At its next session on 10 October the Istanbul court is expected to declare the four defendants fugitives from justice, issue binding arrest warrants and ask Interpol to issue extradition orders. But Israel’s greatest problems may yet come from The Hague. The scope of jurisdiction of the International Criminal Court (ICC) includes war crimes, and crimes against humanity. Because this incident meets all the criteria of the Rome Statute, the Union of the Comoros (the flag state of the Mavi Marmara) deposited a referral with the chief prosecutor of the ICC on 14 May. The prosecutor announced a preliminary investigation the same day, and a pre-trial chamber will decide whether or not to proceed further. Any investigation accepted by the ICC cannot subsequently be withdrawn but must complete its legal process.

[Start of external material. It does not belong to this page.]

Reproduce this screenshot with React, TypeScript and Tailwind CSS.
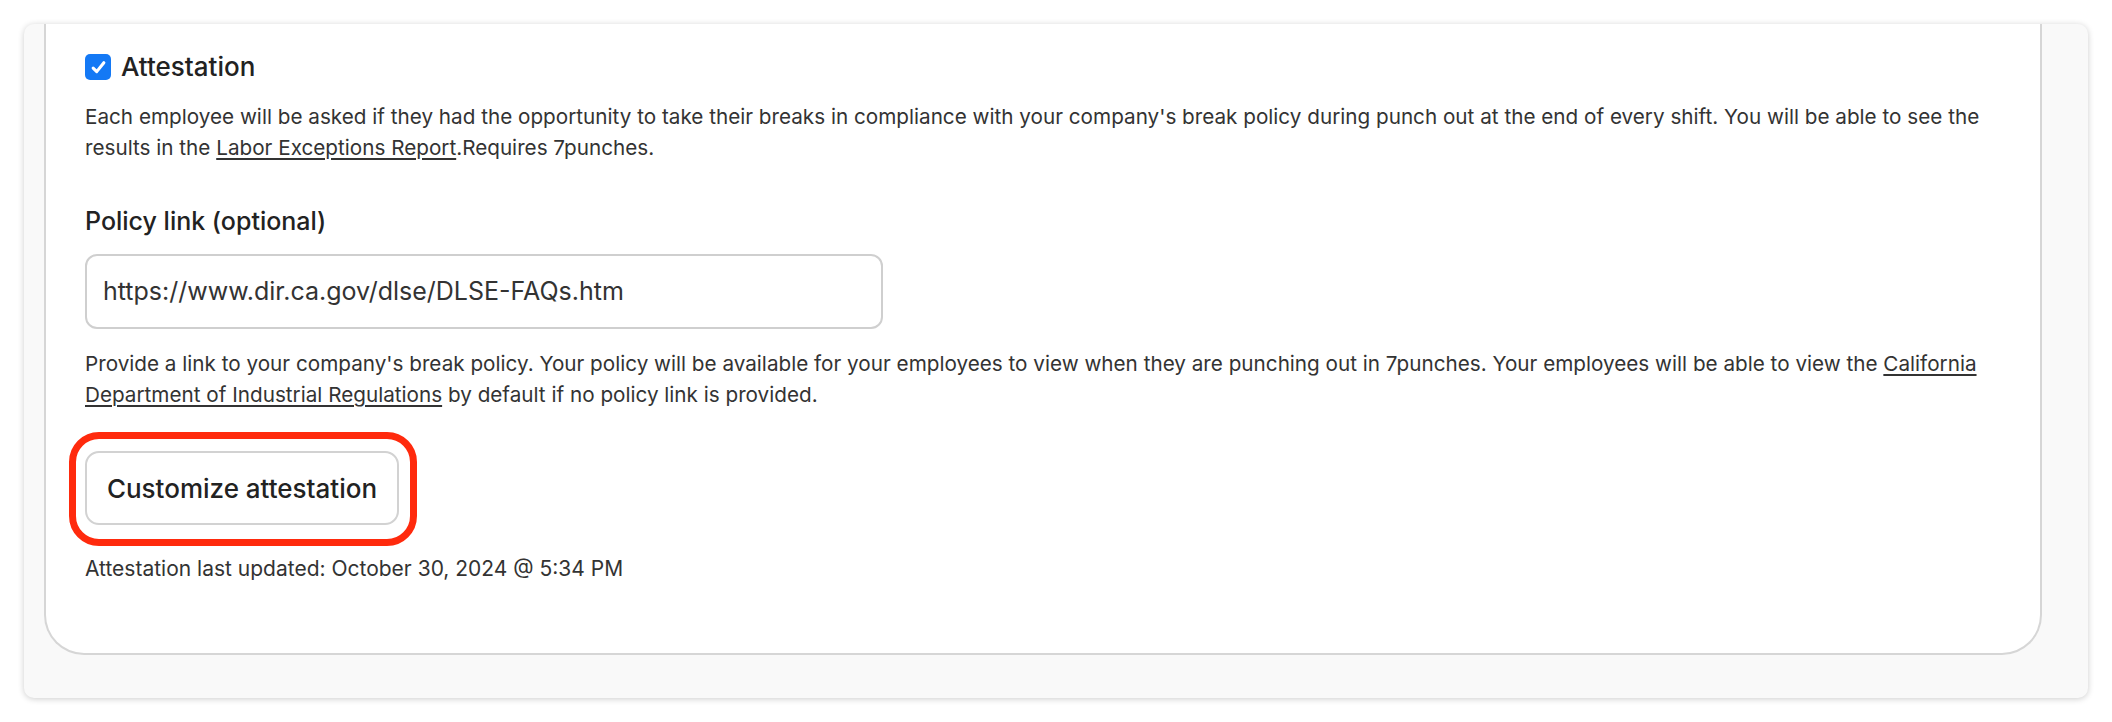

In Istanbul on 31 May a vigil will be held on the Mavi Marmara, during which there will be a ceremony of commemoration starting at the time the ship was attacked. Survivors of the voyage recall how prior to that savage act of state terrorism, the members of the 32 nations on board had created a remarkable commonality of humanity which many remember as the best days of their lives. With that as their inspiration, they are not going to abandon their struggle against abuses of human rights.